To model construction progress, companies are utilizing RFID tags. The entire project needs to be divided into tiny grids or sub-components, each with an RFID tag. By doing so, the minutest of tasks can be closely monitored by a construction manager.
For prefabricated structures, progress monitoring can start much earlier, during the manufacturing phase itself. Once a structure is manufactured and being transported to the site, movement can also be monitored closely. And finally, once a structure is installed on-site, this progress can be documented in a centralized information system.
For on-site processes like fabrication and concreting, completion of a task can be easily documented in real-time. Moreover, drones like the Mavic 2 Enterprise are equipped with speakers which can allow a site supervisor to communicate with the construction crew easily. (As long as they don’t fly over their crew)
On reading an RFID tag, a construction manager can instantly access the following information:
o Manufacturing Date
o Date of Shipping
o Installation Date
o Product information provided by the manufacturer
Having manufacturer-stated product information on your finger-tips (literally) greatly decreases the likelihood of expensive change orders. Typically, project managers, supervisors, and crew members using card readers fitted to iPad's, smartphones or tablets to document the progress. However, now, with drone technology, you can replace a time-consuming process with an efficient one.
Using Drone-mounted RFID technology, construction managers can now monitor and document site progress far more quickly. MIT has also devised an ingenious solution which eliminates the need for drones to carry bulky card-readers. A lighter payload would mean longer flight-time and reduced flying cost.
Another creative solution for comparing design and as-built conditions is the Pix4D crane camera. Mounted on a tower crane’s jib, construction managers can now get a bird’s eye view of the site. This product is beneficial for sites that butt up to airports and have flight restrictions. 3D point clouds and 3D mesh models are wirelessly uploaded to Pix4DBIMCloud. Check out this video to learn more.
When 3D models, created by drones, are created regularly, pilots can create video motions around those models to create a hyper-lapse of the project area. This hyper-lapse is a moving time-lapse around the construction site. You can literally "animate" the site being built, without having to pay for a costly animation.

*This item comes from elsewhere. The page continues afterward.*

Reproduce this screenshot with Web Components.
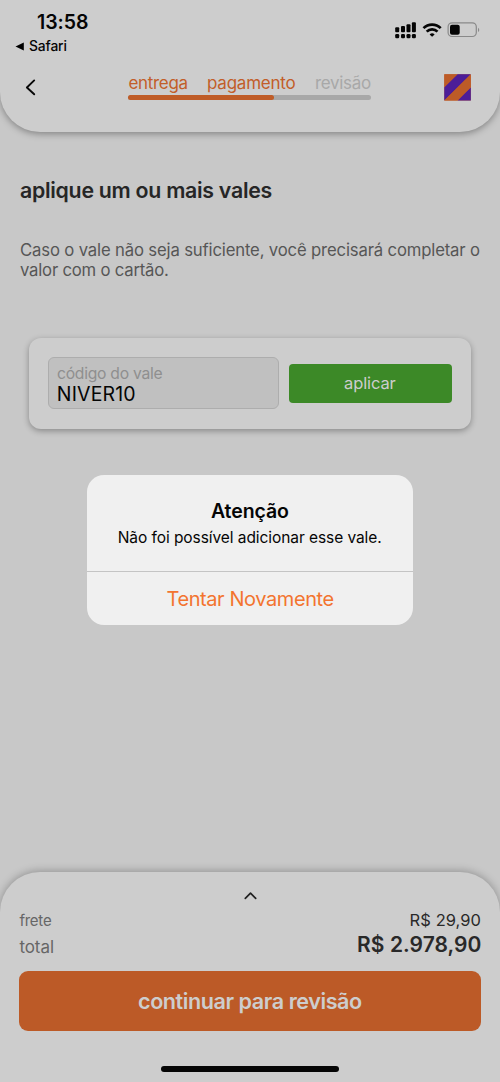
<!DOCTYPE html>
<html lang="pt-BR">
<head>
<meta charset="utf-8">
<title>Vales</title>
<style>
body{margin:0;background:#c8c8c8;font-family:Inter,"Liberation Sans",sans-serif;width:500px;height:1082px;overflow:hidden}
</style>
</head>
<body>
<voucher-screen></voucher-screen>
<script>
const define = (name, html, after) => customElements.define(name, class extends HTMLElement {
  constructor() {
    super();
    const t = document.createElement('template');
    t.innerHTML = html;
    this.attachShadow({mode: 'open'}).append(t.content.cloneNode(true));
  }
  connectedCallback() { if (after) after(this); }
});

// A single line whose tracking is set so that its glyphs span the given width.
const pen = document.createElement('canvas').getContext('2d');
define('tracked-text', `<style>
:host{display:block;flex:none;white-space:nowrap;font-kerning:normal}
</style><slot></slot>`, el => {
  const s = el.style, text = el.textContent;
  const [size, line, width, weight] = el.getAttribute('spec').split(' ');
  s.fontSize = size + 'px'; s.lineHeight = line + 'px'; s.height = line + 'px';
  s.width = width + 'px'; s.fontWeight = weight || 400;
  pen.font = `${weight || 400} ${size}px Inter, "Liberation Sans", sans-serif`;
  const m = pen.measureText(text);
  const ink = m.actualBoundingBoxLeft + m.actualBoundingBoxRight;
  s.letterSpacing = ((width - ink) / (text.length - 1)).toFixed(3) + 'px';
  s.textIndent = m.actualBoundingBoxLeft.toFixed(2) + 'px';
});

define('status-bar', `<style>
:host{display:flex;justify-content:space-between;height:54px;color:#050505}
.left{padding:9.5px 0 0 15px}
.time{margin-left:22px}
.back{display:flex;align-items:center;gap:5px;margin-top:4.5px}
.right{padding:21px 20px 0 0}
svg{display:block}
</style>
<div class="left"><tracked-text class="time" spec="19.5 24 51 600">13:58</tracked-text>
<div class="back"><svg width="9" height="9" viewBox="0 0 9 9"><path d="M.5 4.5 8.8.6v7.8z"/></svg><tracked-text spec="13.8 16 37.5 500">Safari</tracked-text></div></div>
<div class="right"><svg width="85" height="18" viewBox="395 21 85 18">
<g fill="#050505"><rect x="395.2" y="27.3" width="4" height="5" rx="1"/><rect x="401" y="26" width="4" height="6.3" rx="1"/><rect x="406.500" y="24.200" width="4" height="8.100" rx="1"/><rect x="411.900" y="22.200" width="4" height="10.100" rx="1"/>
<rect x="395.200" y="34" width="4" height="4.200" rx="1.300"/><rect x="401" y="34" width="4" height="4.200" rx="1.300"/><rect x="406.500" y="34" width="4" height="4.200" rx="1.300"/><rect x="411.900" y="34" width="4" height="4.200" rx="1.300"/>
<path d="M432.100 36.800l-2.500-2.400a3.700 3.700 0 0 1 5 0z"/></g>
<g fill="none" stroke="#050505" stroke-width="2.700"><path d="M423.500 28.100a12.200 12.200 0 0 1 17.200 0M426.700 31.600a7.600 7.600 0 0 1 10.800 0"/></g>
<rect x="448.100" y="22.800" width="28.200" height="13.700" rx="4" fill="none" stroke="#898989" stroke-width="1.200"/>
<rect x="450" y="24.700" width="9.700" height="10" rx="2" fill="#050505"/><path d="M478 27.700c1.700.7 1.700 3.700 0 4.400z" fill="#898989"/>
</svg></div>`);

define('step-progress', `<style>
:host{display:block;width:243px;color:#c25e29}
.steps{display:flex;gap:20.500px;padding:.7px 0 0 .5px}
.off{color:#a8a8a8}
.track{height:5px;border-radius:3px;background:#a8a8a8;margin-top:2.300px}
.fill{height:5px;width:146px;border-radius:3px;background:#bf5c27}
</style>
<div class="steps"><tracked-text spec="17 20 59">entrega</tracked-text><tracked-text spec="17 20 87.500">pagamento</tracked-text><tracked-text class="off" spec="17 20 55">revisão</tracked-text></div>
<div class="track"><div class="fill"></div></div>`);

define('checkout-header', `<style>
:host{display:block;box-sizing:border-box;height:131.500px;background:#cdcdcd;border-radius:0 0 40px 40px;box-shadow:0 2px 7px rgba(0,0,0,.34)}
.nav{display:flex;padding-top:18px}
svg{display:block;flex:none}
.chev{margin:7px 91px 0 25px}
.logo{margin:2px 0 0 73px}
</style>
<status-bar></status-bar>
<div class="nav"><svg class="chev" width="12" height="17" viewBox="0 0 12 17"><path d="M9.200 1.400 1.900 8.500l7.300 6.800" fill="none" stroke="#080808" stroke-width="1.900" stroke-linecap="round" stroke-linejoin="round"/></svg>
<step-progress></step-progress>
<svg class="logo" width="27" height="27" viewBox="0 0 27 27"><path fill="#bd5b27" d="M.3.300h26.500v26.200H.3z"/><path fill="#4c1d98" d="M13.500.300h13.300L.3 26.500V13.300zM26.800 13.300v13.200H13.500z"/><path fill="#bd5b27" d="M.3.300h13.200L.3 13.300zM26.800.300v13L13.500 26.500H.3z"/></svg></div>`);

define('voucher-form', `<style>
:host{display:flex;align-items:center;box-sizing:border-box;width:442px;height:91px;padding:0 19px;gap:10px;background:#cdcdcd;border-radius:12px;box-shadow:0 2px 6px rgba(0,0,0,.32)}
.field{box-sizing:border-box;width:231px;height:52.500px;border:1px solid #adadad;border-radius:6px;background:#c0c0c0;padding:7.700px 8px 0;color:#050505}
.label{color:#8f8f8f}
.value{margin:.300px 0 0 .800px}
.apply{display:flex;align-items:center;justify-content:center;width:163.500px;height:39px;border-radius:4px;background:#3c8927;color:#cdcdcd}
.apply>*{margin-right:1px}
</style>
<div class="field"><tracked-text class="label" spec="15.700 18 105.500">código do vale</tracked-text><tracked-text class="value" spec="19.500 20 77.500">NIVER10</tracked-text></div>
<div class="apply"><tracked-text spec="16.500 20 51.500">aplicar</tracked-text></div>`);

define('alert-dialog', `<style>
:host{display:flex;flex-direction:column;align-items:center;width:326px;height:150px;border-radius:17px;background:#f0f0f0;color:#050505}
.body{flex:none;box-sizing:border-box;width:100%;height:97.500px;padding-top:24px;border-bottom:1px solid #c4c4c4;display:flex;flex-direction:column;align-items:center;gap:5px}
.action{flex:none;box-sizing:border-box;height:52.500px;padding-top:1px;display:flex;align-items:center;color:#f3742f}
</style>
<div class="body"><tracked-text spec="19.500 24 78 600">Atenção</tracked-text><tracked-text spec="15.500 20 262.500">Não foi possível adicionar esse vale.</tracked-text></div>
<div class="action"><tracked-text spec="20 24 167">Tentar Novamente</tracked-text></div>`);

define('order-summary', `<style>
:host{display:flex;flex-direction:column;box-sizing:border-box;height:210px;padding:0 19.400px;background:#cdcdcd;border-radius:40px 40px 0 0;box-shadow:0 -1px 8px rgba(0,0,0,.28);color:#666}
.up{display:block;margin:19px auto 0}
.row{display:flex;justify-content:space-between;align-items:center}
.a{height:20px;margin-top:10px}
.a>:first-child{margin-top:2px}
.b{height:24px;margin-top:2.500px}
.b>:first-child{margin-top:4px}
.v{color:#292929}
.go{height:60px;margin-top:14.500px;border-radius:9px;background:#bc5a27;color:#cdcdcd;display:flex;align-items:center;justify-content:center}
.home{width:178.500px;height:6.300px;border-radius:4px;background:#050505;margin:35px auto 0}
</style>
<svg class="up" width="13" height="9" viewBox="0 0 13 9"><path d="M1.300 7.300l5.200-5.200 5.200 5.200" fill="none" stroke="#202020" stroke-width="1.700" stroke-linecap="round" stroke-linejoin="round"/></svg>
<div class="row a"><tracked-text spec="15 20 31.500">frete</tracked-text><tracked-text class="v" spec="16.500 20 70">R$ 29,90</tracked-text></div>
<div class="row b"><tracked-text spec="17 20 33.500">total</tracked-text><tracked-text class="v" spec="21 24 122.500 600">R$ 2.978,90</tracked-text></div>
<div class="go"><tracked-text spec="21.600 28 224 600">continuar para revisão</tracked-text></div>
<div class="home"></div>`);

define('voucher-screen', `<style>
:host{display:flex;flex-direction:column;position:relative;width:500px;height:1082px;background:#c8c8c8;overflow:hidden}
main{flex:1;padding:45px 20px 0;color:#565656}
.title{color:#262626}
.copy{margin-top:37.500px}
voucher-form{margin:57.500px 0 0 9px}
alert-dialog{position:absolute;left:87px;top:474.500px}
</style>
<checkout-header></checkout-header>
<main><tracked-text class="title" spec="21.300 26 251.500 600">aplique um ou mais vales</tracked-text>
<div class="copy"><tracked-text spec="16.700 20 460">Caso o vale não seja suficiente, você precisará completar o</tracked-text><tracked-text spec="16.700 20 148">valor com o cartão.</tracked-text></div>
<voucher-form></voucher-form></main>
<order-summary></order-summary>
<alert-dialog></alert-dialog>`);
</script>
</body>
</html>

Let’s discuss site coordination first, a large-scale construction site typically involved owner, investors, manager designers, civil engineers, architects, and hundreds of subcontractors. Every sub-contractor should be able to visualize how their piece of the puzzle and how their work allows the rest of the puzzle to come together.
Construction marketing may be the lowest hanging fruit and easiest utilization of drones. From marketing photos that once showed compliance, are now used to market service by subcontractors. Preparing a hyper-lapse for pitching a project to prospective investors doesn't require a BIM model, but it does require a comprehensive knowledge of drone mapping and 3d textured meshes!
After project closeout, drones are extremely useful and time efficient to conduct building inspections. Drones with zoom and thermal cameras aid in capturing greater insights and greater problems. Inspection data can be fed online so stakeholders can remotely view data at the click of a button. Thermal cameras can even showcase machines that are properly functioning or not!